Entries with page source code:
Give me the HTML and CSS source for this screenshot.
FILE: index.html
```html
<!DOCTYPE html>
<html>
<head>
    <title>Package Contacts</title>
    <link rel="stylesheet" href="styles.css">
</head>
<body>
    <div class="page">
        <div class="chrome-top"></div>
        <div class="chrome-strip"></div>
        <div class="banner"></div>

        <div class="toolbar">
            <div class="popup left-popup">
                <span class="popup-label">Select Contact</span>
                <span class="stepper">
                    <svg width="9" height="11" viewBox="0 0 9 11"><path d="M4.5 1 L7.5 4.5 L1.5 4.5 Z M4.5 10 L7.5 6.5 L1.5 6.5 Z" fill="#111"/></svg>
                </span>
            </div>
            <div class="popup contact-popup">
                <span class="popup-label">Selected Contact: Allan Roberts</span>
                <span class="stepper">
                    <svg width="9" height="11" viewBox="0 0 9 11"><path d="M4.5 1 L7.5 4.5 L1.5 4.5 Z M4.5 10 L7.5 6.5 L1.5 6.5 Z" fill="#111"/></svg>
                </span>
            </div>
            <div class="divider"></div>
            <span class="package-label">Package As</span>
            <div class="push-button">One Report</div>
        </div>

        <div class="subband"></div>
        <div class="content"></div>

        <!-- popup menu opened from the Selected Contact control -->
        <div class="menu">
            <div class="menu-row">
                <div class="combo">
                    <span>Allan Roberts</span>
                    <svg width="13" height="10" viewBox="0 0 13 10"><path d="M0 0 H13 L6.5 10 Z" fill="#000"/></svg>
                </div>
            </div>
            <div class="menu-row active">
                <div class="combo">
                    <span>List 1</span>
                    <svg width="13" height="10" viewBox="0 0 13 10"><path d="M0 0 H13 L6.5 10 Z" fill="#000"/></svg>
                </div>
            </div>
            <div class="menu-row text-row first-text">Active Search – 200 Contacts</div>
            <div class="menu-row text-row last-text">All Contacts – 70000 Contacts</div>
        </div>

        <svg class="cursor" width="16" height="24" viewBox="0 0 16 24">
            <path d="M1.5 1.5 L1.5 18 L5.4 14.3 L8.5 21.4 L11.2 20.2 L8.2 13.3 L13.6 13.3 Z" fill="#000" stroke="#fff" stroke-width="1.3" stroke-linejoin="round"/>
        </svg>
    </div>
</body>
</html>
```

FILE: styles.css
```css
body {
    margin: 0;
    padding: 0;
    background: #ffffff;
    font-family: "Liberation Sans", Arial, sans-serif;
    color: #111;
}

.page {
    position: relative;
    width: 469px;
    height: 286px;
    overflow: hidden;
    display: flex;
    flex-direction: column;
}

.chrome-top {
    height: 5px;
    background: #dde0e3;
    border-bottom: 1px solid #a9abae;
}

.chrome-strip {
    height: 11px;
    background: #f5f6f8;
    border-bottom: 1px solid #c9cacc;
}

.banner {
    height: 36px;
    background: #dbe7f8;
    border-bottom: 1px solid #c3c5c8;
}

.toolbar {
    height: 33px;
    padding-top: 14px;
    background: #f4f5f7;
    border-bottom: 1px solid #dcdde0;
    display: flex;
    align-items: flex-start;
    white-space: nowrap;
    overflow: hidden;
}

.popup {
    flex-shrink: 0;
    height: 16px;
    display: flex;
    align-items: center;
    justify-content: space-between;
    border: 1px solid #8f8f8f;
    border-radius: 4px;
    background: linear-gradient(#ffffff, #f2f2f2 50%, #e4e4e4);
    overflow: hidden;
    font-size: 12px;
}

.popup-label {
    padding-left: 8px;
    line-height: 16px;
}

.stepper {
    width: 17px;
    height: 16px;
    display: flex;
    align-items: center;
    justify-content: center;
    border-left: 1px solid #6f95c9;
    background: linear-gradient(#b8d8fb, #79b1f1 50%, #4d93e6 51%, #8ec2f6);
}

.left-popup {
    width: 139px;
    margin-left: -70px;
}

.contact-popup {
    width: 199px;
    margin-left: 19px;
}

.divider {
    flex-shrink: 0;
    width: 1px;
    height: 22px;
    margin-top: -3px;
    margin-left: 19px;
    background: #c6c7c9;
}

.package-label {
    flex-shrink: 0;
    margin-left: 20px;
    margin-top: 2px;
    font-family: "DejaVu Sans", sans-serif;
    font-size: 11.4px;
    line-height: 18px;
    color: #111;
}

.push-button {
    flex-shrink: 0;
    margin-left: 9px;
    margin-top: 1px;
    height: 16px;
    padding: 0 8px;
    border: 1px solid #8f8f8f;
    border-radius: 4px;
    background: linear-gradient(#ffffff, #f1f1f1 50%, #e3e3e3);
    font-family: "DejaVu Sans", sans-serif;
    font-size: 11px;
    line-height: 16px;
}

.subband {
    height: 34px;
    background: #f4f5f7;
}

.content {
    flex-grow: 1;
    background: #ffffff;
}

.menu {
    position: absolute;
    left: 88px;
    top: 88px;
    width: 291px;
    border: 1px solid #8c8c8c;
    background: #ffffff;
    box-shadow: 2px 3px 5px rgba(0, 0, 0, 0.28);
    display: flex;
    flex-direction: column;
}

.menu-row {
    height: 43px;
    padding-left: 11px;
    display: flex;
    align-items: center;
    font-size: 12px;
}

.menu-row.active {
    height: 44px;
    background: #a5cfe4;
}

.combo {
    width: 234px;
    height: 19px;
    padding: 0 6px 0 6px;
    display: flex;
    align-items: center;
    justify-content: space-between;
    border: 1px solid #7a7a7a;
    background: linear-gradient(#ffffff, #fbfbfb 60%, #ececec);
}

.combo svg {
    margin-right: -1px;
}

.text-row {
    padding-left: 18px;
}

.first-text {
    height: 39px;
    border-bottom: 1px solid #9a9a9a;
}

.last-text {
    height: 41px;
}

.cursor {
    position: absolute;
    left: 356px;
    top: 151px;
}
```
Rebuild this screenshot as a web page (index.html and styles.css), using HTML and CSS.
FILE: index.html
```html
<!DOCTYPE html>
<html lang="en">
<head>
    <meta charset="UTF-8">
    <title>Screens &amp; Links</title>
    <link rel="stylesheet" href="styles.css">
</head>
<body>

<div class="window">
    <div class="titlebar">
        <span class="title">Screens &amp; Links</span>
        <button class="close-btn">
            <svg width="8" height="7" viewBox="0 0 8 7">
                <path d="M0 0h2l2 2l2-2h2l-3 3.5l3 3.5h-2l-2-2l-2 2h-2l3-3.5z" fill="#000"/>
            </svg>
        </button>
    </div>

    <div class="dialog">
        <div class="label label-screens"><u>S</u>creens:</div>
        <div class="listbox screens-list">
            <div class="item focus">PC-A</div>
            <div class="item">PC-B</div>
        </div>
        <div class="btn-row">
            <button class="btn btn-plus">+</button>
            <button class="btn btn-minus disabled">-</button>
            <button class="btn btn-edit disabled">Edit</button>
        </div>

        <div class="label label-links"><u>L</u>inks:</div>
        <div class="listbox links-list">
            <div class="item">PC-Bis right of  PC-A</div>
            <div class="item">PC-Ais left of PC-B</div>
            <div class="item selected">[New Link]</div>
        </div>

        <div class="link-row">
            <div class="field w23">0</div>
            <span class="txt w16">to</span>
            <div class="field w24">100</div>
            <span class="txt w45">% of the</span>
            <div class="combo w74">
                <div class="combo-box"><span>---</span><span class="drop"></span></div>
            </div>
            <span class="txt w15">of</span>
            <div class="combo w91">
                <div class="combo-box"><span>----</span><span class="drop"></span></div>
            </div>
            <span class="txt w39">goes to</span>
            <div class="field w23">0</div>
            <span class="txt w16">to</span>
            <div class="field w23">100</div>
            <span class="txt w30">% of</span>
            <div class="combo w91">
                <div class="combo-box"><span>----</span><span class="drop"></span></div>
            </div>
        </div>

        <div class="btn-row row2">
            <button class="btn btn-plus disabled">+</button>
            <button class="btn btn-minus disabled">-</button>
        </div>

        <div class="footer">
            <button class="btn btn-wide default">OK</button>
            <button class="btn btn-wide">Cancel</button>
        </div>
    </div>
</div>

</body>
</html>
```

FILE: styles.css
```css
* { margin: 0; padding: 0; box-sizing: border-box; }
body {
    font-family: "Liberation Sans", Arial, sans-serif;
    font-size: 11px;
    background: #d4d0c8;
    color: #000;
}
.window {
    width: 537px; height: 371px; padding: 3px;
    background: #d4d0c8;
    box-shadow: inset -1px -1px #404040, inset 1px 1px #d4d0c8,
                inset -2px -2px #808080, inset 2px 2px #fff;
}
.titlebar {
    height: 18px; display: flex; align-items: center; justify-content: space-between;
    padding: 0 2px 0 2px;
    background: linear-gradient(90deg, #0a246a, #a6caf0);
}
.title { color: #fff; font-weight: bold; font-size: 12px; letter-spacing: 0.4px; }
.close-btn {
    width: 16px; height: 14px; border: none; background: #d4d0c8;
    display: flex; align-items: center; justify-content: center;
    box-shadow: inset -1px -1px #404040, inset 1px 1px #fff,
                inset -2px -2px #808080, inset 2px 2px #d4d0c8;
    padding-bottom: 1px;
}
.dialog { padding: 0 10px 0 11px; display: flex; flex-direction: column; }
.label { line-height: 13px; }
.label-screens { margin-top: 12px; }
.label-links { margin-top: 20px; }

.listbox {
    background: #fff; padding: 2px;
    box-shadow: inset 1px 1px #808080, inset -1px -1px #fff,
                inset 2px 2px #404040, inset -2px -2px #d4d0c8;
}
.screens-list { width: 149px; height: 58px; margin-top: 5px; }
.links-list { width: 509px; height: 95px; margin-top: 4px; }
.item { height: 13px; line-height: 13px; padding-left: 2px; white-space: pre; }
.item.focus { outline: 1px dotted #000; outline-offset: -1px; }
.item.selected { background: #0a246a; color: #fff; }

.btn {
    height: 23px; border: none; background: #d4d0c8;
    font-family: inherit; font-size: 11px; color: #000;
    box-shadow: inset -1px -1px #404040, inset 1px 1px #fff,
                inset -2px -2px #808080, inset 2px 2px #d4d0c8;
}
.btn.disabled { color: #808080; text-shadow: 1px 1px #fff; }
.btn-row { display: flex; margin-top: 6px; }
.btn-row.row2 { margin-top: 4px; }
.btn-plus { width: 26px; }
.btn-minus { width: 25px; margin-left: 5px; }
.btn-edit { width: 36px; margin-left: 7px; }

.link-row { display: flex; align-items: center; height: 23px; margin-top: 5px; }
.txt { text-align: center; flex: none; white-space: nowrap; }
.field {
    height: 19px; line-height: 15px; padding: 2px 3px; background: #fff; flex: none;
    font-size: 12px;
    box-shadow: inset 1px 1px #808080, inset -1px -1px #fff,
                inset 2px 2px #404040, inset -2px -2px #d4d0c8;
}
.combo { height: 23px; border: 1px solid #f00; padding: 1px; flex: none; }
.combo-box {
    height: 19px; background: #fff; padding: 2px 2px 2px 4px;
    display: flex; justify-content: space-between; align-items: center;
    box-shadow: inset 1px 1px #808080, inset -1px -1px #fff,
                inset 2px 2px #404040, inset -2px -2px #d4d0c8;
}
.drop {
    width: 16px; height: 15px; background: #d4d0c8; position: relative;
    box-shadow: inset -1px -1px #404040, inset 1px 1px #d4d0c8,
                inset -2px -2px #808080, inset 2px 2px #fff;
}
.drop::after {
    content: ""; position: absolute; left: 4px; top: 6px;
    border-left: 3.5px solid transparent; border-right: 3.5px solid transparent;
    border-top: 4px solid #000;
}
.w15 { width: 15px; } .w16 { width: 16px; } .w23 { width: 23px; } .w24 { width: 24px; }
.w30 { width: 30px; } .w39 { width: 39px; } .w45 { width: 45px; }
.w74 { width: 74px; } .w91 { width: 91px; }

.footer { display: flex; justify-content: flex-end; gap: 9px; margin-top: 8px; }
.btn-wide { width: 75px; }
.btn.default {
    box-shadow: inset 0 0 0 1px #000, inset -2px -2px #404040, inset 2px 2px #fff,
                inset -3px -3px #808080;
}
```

## Set exercise
Where a line of the entries contains the word "screenshot", copy that line.

## Task response
Give me the HTML and CSS source for this screenshot.
Rebuild this screenshot as a web page (index.html and styles.css), using HTML and CSS.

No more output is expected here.